- WHAT IS EXPECTED: Gather each line containing the string "components" from these entries.
§
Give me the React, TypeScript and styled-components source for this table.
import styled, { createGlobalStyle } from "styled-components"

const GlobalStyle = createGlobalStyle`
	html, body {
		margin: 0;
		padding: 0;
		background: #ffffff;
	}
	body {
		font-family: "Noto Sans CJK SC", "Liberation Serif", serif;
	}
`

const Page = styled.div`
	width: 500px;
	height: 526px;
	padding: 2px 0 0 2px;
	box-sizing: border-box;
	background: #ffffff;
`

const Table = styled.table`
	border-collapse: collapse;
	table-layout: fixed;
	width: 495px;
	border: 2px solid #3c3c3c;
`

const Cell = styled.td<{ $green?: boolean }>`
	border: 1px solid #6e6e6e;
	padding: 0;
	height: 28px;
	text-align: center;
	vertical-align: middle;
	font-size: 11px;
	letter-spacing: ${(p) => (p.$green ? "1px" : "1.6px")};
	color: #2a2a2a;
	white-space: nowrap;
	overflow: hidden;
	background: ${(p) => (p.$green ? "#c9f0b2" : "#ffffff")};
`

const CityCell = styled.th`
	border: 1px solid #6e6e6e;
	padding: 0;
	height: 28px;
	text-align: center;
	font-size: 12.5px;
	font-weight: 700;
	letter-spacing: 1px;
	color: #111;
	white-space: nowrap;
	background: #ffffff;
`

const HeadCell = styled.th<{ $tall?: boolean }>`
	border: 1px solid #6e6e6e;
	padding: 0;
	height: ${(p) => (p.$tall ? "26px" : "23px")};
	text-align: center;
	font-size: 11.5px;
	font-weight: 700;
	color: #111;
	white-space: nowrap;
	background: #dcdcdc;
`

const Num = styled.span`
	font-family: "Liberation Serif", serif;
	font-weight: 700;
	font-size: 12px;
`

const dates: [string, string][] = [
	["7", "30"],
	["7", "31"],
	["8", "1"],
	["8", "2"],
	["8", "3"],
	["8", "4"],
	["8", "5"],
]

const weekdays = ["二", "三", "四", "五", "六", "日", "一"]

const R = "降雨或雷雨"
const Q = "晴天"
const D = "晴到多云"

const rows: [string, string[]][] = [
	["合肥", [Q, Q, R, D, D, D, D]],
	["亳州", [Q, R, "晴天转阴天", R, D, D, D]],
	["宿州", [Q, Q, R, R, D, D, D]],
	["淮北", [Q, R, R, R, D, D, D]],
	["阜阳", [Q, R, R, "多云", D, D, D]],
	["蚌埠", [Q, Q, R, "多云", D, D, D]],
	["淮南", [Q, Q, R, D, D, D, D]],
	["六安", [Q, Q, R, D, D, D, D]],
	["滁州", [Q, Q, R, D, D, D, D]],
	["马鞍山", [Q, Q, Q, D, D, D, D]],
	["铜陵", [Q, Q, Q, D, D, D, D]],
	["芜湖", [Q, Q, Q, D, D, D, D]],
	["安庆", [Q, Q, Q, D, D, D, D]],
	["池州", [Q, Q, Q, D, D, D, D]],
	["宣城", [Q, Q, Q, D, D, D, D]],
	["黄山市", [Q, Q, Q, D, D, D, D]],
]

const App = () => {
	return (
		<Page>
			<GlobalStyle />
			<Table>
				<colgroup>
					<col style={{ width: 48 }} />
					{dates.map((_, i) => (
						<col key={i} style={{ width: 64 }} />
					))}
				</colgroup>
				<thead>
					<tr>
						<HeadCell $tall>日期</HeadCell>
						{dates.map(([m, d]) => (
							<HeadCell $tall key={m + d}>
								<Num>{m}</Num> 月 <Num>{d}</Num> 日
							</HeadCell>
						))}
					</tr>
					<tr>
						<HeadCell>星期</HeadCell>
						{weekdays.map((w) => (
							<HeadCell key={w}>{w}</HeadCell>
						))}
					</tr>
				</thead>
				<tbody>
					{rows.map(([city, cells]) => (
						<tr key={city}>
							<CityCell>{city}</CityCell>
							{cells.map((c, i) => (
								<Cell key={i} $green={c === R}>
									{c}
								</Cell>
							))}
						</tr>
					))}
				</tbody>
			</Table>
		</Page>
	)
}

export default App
§
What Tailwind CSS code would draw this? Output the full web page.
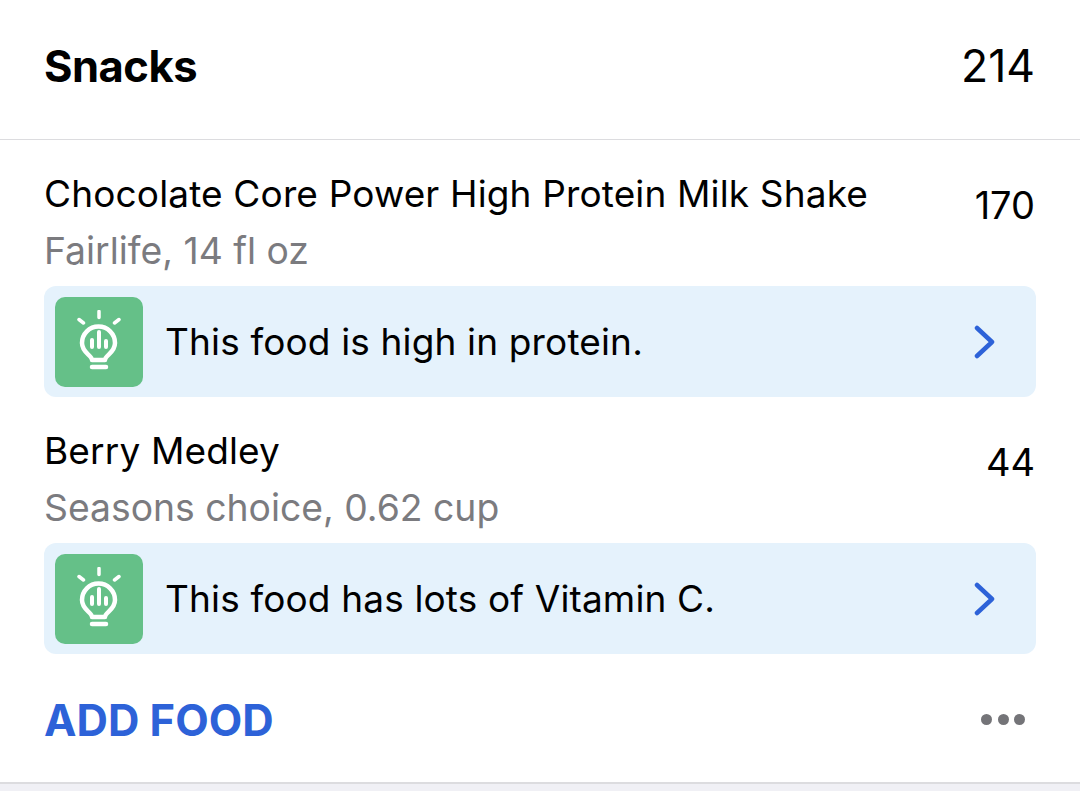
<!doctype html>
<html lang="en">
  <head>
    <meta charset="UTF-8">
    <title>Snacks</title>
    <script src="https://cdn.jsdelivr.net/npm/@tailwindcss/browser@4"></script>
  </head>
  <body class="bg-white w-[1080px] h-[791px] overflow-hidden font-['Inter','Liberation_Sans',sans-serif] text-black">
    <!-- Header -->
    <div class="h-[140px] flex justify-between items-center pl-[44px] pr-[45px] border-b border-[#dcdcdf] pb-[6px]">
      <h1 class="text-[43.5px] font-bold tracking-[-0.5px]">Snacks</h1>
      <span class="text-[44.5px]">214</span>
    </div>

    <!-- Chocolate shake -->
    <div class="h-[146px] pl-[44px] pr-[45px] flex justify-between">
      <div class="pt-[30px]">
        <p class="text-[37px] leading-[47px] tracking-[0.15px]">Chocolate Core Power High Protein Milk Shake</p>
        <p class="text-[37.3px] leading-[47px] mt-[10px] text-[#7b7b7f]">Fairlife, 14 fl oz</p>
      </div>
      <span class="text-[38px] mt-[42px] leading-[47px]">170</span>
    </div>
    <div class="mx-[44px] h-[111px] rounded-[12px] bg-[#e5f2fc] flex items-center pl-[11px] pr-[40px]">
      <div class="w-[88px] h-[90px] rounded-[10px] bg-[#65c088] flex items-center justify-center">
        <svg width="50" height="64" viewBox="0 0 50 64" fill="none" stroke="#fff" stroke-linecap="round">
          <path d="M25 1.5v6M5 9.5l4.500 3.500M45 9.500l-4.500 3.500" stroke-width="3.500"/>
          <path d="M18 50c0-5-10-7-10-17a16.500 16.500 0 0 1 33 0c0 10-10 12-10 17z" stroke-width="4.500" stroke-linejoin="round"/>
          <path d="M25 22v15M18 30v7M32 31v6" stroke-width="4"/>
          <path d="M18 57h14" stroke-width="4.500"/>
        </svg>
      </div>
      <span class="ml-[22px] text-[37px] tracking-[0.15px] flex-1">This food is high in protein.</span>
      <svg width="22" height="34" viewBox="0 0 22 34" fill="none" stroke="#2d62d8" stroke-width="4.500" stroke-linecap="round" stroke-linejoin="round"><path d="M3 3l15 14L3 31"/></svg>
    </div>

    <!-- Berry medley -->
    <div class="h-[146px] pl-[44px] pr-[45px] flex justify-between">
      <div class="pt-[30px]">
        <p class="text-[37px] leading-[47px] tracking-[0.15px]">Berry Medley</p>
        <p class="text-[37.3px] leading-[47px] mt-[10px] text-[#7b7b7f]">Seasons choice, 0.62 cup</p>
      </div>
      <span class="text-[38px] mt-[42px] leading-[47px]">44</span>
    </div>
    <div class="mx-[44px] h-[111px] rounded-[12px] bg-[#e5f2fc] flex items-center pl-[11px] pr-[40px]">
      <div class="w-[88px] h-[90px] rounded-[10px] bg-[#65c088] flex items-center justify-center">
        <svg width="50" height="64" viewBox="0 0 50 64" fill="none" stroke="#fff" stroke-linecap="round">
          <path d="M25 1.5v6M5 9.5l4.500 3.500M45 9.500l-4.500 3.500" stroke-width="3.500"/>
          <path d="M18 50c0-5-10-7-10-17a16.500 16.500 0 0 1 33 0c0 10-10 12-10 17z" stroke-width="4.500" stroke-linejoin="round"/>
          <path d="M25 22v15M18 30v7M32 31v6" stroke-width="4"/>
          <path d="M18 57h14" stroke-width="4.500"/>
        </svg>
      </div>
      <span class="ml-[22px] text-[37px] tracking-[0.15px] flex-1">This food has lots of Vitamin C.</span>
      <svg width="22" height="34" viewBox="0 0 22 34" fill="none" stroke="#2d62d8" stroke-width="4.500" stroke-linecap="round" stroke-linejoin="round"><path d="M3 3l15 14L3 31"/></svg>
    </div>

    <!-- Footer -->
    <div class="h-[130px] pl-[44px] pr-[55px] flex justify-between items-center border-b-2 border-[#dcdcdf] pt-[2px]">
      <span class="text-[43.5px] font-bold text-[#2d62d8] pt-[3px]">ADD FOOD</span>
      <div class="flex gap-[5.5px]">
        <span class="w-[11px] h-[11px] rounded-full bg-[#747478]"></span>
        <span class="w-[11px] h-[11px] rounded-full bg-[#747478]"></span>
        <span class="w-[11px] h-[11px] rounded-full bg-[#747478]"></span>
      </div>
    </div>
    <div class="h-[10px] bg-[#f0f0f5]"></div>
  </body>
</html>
§
- EXERCISE RESULT:
Give me the React, TypeScript and styled-components source for this table.
import styled, { createGlobalStyle } from "styled-components"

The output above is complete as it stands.